As my colleague Paul Cairney highlights, the reason for the SNP’s electoral success, especially in 2011, was they were seen as very competent in government. One of the earliest policy decisions (that made my doctoral research rather interesting as I was in the field as it happened) was to roll-back many of the initiatives of the previous Scottish Executive (including the CRF). Sectors of the public services were given un-ringfenced budgets in return for meeting certain outcomes and also output targets (1,000 extra police officers, class sizes, free schools meals etc.). This enabled the Scottish Government to take credit for when things went well, and “devolve” blame when things went wrong – a cunning example of the difficulties of accountability in complex governance.

This strategy has generally worked very well. Until recently, it seems. Scotland is suffering substantial reductions in public expenditure like the rest of the UK. As in England, these are being made even worse by the increases in expenditure on the health, leaving other services increasingly stretched. Of course, demographic challenges mean health needs more than the increases it is getting anyway. These problems need sorting. But the Scottish Government no longer has the ever-increasing pot of money from Westminster coming its way. So we see the return of initiatives, some big ones like the Scottish Attainment Challenge Fund (£750 million over five years; approx. 0.005 per cent of the Scottish Government DEL over the period – based on £30 billion p.a. DEL)  and also small, odd ones that could have been delivered by reconfiguring existing services: £4.2 million for a mental health intervention; £2 million on participatory budgeting (the oxymoron being here that PB should negate the need for initiative funding); £200,000 to help get disabled people into politics – a laudable aim, but the right way to achieve it?; £70,000 for a violence reduction project at Glasgow Royal Infirmary. And these are mainly just the ones that have been announced since 1 July. This doesn’t include all the agreements signed, and new strategies launched on rather small matters.

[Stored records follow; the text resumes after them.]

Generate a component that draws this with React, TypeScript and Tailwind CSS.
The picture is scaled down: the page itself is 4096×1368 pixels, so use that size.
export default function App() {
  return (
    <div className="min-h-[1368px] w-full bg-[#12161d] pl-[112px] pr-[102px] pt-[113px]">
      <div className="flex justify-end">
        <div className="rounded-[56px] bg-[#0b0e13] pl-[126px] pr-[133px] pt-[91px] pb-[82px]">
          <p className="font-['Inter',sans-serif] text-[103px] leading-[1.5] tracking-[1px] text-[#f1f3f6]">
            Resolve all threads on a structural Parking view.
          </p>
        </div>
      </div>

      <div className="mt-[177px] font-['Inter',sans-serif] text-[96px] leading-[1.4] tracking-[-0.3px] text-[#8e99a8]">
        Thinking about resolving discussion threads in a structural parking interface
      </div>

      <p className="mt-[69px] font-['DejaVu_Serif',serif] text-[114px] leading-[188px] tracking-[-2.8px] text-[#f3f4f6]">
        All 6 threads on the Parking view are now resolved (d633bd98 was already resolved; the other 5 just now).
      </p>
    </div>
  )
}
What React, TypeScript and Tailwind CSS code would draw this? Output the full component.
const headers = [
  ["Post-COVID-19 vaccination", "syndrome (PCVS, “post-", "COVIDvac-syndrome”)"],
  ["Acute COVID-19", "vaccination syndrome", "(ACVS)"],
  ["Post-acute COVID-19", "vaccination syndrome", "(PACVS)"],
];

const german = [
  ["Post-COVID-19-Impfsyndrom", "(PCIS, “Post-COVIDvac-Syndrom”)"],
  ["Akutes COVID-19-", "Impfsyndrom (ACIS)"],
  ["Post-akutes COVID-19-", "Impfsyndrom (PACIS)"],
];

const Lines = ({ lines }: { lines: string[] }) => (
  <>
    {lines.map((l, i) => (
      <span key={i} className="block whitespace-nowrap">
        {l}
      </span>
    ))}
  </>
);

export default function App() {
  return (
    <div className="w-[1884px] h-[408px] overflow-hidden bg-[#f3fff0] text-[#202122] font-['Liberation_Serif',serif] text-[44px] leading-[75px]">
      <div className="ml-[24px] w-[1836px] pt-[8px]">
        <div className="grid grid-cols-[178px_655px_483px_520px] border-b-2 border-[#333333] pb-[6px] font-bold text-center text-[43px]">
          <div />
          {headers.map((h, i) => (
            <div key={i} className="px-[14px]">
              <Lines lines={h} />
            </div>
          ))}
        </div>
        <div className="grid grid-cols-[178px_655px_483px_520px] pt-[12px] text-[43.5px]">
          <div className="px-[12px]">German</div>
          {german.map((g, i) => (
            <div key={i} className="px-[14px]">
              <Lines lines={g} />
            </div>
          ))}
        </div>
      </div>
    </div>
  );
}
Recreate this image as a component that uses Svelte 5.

What drew my attention to this issue, and why I write this post, is today’s announcement of the First Minister’s Reading Challenge. I was initially intrigued by the name – it seemed very odd to name a policy in such a way. I joked on Twitter that we might now expect “Theresa May’s Mathematics Fun Day”. Slightly more seriously, the Literacy Hour in English schools, launched in 1997, was not known as Tony Blair’s Literary Hour probably because, as a friend suggested, it “sounds like some kind of dystopian nightmare”.

Education is currently a weak spot for the Scottish Government. Educational attainment across Scotland is slipping on most international measures. The gap between attainment at schools in the most deprived and least deprived neighbourhoods is growing in Scotland, yet it is falling in England. Arguably this matters in Scotland because of national pride – the reason Scotland is listed separately in OECD education league tables is because of the different educational system, but also because Scotland used to outperform England by some margin. So Something Must Be Done.

And the Reading Challenge has all the hallmarks of something. Pause now and have a look at the Scottish Book Trust’s web page for it. It seems the challenge was announced back in March by the First Minister. An advisory group was set up and has met twice in April and May this year (minutes available on the website). The April minutes make for interesting reading for two reasons – a minor reason was that the group seemed to want the initiative to be seen to be independent of government (making the name choice even odder). Secondly, the initiative seems to include a competition, even though the minutes state that “The Group recommended that if possible these elements of the Challenge be removed”.

The plot thickens, slightly, reading the BBC news coverage. It states:

“The Scottish government said its list of 100 books had been selected by a panel of academics, experts and teachers.

It includes Ms Sturgeon's favourite childhood book - Five On A Treasure Island - from Enid Blyton's Famous Five series.”

Whereas the Scottish Book Trust website suggests that the list is still under development. This really does look like policy for the sake of doing something, that has been implemented, even at a basic level, pretty poorly.

Now, you might say this doesn’t matter – we’re not talking about wasting billions of pounds of budget like the much more shocking case of the UK Government’s Troubled Families project. But it is still a waste of resources, and policy attention, towards something that will probably make no difference to the appalling under-performance of children from the poorest households in Scotland’s schools.

* apologies for the clichés, I don’t know what’s come over me.